The refracted light rays are caused to bend inward. We can trace their revised path; it resembles a cone shape. If we position a ground glass viewing screen or film or image sensor at the apex of this cone of light, a focused image is revealed.

If the lens design is a solitary (one element) convex lens, the resulting image will be degraded. Now we are talking about the seven aberrations (lens defects) that plague. Over the years, we have learned to mitigate each. This is accomplished by constructing a complex lens. This is a multi-element design. Each element has a different shape; some are convex, some are concave, some are cemented together, and some are air spaced. Such a complex array is necessary to force the image forming rays to come to a precise focus at the apex of the cone.

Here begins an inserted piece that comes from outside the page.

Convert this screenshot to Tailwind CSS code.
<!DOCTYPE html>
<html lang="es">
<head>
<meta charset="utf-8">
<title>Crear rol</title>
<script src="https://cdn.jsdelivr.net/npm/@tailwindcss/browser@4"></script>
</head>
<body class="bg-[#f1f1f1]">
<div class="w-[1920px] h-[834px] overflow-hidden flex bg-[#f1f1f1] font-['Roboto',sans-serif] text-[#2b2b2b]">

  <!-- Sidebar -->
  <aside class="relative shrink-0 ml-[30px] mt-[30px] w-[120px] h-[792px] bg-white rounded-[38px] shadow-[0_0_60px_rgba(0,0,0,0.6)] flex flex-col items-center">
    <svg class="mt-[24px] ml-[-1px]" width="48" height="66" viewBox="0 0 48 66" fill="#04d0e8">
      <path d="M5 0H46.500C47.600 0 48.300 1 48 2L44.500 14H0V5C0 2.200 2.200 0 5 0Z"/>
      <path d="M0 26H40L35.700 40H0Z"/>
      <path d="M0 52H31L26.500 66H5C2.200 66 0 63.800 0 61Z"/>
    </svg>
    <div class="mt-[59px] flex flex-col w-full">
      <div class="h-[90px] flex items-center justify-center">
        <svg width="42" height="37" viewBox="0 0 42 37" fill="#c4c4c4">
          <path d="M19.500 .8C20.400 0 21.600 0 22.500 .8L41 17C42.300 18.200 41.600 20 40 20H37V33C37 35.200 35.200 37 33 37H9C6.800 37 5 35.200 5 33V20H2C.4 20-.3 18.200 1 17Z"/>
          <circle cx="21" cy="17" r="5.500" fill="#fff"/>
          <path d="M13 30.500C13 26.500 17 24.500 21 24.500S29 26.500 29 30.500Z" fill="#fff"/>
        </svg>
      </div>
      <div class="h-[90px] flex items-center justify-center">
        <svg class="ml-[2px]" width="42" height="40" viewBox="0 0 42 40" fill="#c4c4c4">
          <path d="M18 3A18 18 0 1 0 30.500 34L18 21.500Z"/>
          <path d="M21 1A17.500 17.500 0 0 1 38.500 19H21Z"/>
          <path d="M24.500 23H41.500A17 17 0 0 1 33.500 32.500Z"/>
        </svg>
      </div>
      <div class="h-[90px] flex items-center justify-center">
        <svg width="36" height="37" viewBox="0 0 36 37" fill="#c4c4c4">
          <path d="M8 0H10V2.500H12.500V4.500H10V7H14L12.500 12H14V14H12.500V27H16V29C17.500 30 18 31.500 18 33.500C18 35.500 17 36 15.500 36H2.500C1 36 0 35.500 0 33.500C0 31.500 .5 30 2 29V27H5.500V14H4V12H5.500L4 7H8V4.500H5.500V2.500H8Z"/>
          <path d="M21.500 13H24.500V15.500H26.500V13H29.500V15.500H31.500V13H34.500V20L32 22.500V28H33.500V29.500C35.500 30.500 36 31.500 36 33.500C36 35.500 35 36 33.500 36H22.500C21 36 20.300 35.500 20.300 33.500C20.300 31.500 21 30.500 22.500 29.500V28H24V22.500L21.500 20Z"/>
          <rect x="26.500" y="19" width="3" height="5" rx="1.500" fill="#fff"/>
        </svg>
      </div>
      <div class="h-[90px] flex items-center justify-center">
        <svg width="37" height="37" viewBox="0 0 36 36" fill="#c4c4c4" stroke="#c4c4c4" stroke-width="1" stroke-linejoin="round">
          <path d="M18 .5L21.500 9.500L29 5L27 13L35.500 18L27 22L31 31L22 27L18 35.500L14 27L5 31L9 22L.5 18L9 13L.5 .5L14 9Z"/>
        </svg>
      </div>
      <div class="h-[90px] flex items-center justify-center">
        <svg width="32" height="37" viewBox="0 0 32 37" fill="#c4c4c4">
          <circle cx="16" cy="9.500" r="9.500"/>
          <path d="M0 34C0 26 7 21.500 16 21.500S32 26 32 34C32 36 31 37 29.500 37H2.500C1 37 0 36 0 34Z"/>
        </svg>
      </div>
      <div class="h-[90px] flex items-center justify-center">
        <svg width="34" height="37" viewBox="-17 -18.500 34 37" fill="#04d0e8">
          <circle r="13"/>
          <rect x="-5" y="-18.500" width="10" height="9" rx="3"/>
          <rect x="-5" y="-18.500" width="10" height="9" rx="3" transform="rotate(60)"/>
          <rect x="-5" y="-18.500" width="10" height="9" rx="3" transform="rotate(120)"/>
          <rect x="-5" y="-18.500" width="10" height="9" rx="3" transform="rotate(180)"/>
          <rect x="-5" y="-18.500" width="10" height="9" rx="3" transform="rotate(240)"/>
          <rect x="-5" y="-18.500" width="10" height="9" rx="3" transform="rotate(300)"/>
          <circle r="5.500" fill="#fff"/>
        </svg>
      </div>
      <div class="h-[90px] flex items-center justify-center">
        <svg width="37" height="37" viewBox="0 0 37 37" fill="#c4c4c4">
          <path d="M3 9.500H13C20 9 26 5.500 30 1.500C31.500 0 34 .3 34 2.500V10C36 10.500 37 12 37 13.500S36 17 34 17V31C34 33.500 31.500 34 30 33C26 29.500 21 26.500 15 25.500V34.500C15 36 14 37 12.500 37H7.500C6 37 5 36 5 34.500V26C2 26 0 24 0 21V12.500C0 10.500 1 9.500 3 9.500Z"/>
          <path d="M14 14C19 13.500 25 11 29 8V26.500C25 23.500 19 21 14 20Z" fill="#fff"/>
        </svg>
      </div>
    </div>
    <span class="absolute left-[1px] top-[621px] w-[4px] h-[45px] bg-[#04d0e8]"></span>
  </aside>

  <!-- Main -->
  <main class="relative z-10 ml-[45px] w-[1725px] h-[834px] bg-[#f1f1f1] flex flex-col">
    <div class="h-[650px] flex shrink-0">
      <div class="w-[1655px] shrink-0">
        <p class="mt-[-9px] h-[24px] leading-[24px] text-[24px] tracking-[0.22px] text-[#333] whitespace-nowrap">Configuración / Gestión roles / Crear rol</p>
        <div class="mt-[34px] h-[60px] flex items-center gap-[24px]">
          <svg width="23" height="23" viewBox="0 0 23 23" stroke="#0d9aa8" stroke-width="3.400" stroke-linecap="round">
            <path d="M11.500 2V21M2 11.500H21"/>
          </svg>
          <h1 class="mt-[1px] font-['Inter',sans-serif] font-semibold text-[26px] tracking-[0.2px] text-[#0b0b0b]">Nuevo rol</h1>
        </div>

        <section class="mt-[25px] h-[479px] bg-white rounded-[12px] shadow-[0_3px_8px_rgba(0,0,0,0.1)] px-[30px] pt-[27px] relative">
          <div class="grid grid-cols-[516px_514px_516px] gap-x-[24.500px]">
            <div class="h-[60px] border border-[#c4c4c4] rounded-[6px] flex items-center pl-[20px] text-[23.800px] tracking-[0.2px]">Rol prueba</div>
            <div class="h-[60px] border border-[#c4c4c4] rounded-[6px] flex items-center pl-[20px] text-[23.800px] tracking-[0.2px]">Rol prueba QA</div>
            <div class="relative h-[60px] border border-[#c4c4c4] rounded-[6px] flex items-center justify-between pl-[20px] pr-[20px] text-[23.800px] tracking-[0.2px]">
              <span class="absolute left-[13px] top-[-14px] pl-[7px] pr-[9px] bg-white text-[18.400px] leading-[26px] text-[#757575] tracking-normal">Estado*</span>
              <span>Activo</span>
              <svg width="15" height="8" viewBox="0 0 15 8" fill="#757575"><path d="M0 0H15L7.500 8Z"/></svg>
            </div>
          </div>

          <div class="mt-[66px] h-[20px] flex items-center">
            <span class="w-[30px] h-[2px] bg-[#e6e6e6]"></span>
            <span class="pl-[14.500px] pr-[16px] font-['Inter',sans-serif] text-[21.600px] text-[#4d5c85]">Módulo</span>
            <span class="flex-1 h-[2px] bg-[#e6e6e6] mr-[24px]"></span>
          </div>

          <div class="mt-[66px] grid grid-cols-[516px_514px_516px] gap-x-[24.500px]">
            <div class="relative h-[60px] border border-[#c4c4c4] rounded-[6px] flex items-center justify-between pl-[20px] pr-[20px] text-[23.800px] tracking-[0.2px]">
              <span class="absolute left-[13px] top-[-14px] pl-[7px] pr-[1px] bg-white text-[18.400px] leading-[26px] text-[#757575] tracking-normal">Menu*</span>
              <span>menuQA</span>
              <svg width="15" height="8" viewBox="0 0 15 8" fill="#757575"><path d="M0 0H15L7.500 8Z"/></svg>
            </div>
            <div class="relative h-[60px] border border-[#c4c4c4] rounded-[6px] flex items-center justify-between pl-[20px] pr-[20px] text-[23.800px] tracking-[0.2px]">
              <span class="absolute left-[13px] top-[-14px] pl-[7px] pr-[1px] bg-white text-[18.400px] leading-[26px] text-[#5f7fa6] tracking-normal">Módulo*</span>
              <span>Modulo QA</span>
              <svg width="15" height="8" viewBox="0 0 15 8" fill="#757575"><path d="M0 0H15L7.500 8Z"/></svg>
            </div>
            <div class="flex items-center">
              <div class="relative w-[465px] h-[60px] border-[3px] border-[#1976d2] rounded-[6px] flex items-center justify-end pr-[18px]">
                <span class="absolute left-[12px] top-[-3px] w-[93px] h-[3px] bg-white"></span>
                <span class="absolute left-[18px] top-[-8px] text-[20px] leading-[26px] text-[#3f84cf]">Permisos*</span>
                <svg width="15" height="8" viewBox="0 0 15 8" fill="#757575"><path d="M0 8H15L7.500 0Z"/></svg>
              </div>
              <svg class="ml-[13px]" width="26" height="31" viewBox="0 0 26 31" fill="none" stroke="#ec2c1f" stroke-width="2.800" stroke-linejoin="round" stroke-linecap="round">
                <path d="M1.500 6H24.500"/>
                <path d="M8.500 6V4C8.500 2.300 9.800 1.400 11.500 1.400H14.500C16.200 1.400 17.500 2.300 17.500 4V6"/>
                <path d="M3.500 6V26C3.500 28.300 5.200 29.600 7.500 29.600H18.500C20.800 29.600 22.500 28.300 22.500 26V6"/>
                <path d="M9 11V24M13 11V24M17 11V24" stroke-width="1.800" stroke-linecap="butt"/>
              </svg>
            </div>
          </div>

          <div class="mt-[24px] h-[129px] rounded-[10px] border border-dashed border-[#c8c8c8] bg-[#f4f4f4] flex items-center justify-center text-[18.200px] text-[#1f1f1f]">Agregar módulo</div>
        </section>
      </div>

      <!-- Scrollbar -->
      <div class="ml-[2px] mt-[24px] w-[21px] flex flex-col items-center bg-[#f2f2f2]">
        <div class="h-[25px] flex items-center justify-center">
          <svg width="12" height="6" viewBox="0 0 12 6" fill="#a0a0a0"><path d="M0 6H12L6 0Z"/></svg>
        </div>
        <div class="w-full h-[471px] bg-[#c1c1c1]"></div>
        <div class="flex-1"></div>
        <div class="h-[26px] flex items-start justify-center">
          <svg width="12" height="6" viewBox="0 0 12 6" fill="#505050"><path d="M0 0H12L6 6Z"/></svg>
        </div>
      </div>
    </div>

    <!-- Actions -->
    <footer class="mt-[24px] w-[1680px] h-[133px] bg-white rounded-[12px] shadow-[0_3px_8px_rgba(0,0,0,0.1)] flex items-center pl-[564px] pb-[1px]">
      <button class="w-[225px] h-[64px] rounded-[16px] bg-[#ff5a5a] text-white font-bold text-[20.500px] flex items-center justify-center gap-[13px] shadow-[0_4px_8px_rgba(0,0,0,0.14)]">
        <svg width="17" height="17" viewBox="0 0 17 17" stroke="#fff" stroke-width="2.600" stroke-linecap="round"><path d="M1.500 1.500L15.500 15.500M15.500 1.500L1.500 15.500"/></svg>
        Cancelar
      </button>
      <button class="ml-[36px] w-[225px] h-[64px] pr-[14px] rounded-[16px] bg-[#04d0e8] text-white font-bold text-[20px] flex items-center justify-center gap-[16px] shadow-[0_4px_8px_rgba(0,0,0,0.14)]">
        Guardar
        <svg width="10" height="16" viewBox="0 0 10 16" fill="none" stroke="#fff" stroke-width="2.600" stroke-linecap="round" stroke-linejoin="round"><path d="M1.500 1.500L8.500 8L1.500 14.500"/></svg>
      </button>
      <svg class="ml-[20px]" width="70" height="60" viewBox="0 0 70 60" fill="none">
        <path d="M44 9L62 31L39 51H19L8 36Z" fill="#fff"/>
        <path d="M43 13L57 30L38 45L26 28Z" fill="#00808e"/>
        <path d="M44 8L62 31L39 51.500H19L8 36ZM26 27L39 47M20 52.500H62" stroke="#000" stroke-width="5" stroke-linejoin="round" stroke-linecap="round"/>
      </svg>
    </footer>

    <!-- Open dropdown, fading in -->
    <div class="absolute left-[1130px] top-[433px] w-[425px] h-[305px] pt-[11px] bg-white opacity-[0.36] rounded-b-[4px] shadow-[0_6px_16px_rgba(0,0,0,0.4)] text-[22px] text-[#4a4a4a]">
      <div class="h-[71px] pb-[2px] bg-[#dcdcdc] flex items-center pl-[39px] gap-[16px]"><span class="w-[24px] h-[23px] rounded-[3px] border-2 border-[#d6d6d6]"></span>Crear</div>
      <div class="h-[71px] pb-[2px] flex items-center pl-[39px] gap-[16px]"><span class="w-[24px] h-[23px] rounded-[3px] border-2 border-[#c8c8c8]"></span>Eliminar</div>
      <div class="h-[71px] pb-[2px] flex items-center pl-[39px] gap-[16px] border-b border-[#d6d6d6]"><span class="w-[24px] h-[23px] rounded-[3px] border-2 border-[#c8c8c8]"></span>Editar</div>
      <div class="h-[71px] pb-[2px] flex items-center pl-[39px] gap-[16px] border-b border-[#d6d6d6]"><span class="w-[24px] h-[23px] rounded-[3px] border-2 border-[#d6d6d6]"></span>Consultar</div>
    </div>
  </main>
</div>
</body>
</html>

Additionally, twin lens designs and single lens designs each have idiosyncrasies. Now the optician chooses shapes and materials that best work for the task at hand. Suppose a wide-angle lens is tasked to be fitted to a single lens reflex body. A wide-angle must have a short cone of light (short focal length). This is a problem, because a reflex design imposes a moving mirror between the lens and film/sensor. Now the optician must somehow elongate the cone and still retain the wide-angle effect. Retro-focus to the rescue! The optician fits a backwards telephoto. Ever look through a telescope backwards? The view is wide-angle. This design elongates the image forming rays allowing space for a mirror and shutter.

The optician has many tricks up his/her sleeve. A telephoto is a long focal length lens. If the barrel remains long, using the camera will be awkward. The optician shifts the focal length measuring point (rear nodal) forward. This design shortens the barrel length.

To answer your question: Basically all cameras lenses and constructed around a simple singe element convex lens design. Because such a design is wanting as to image quality, the optician add lenses of various shapes to mitigate aberrations and to custom fit the lens to the task at hand.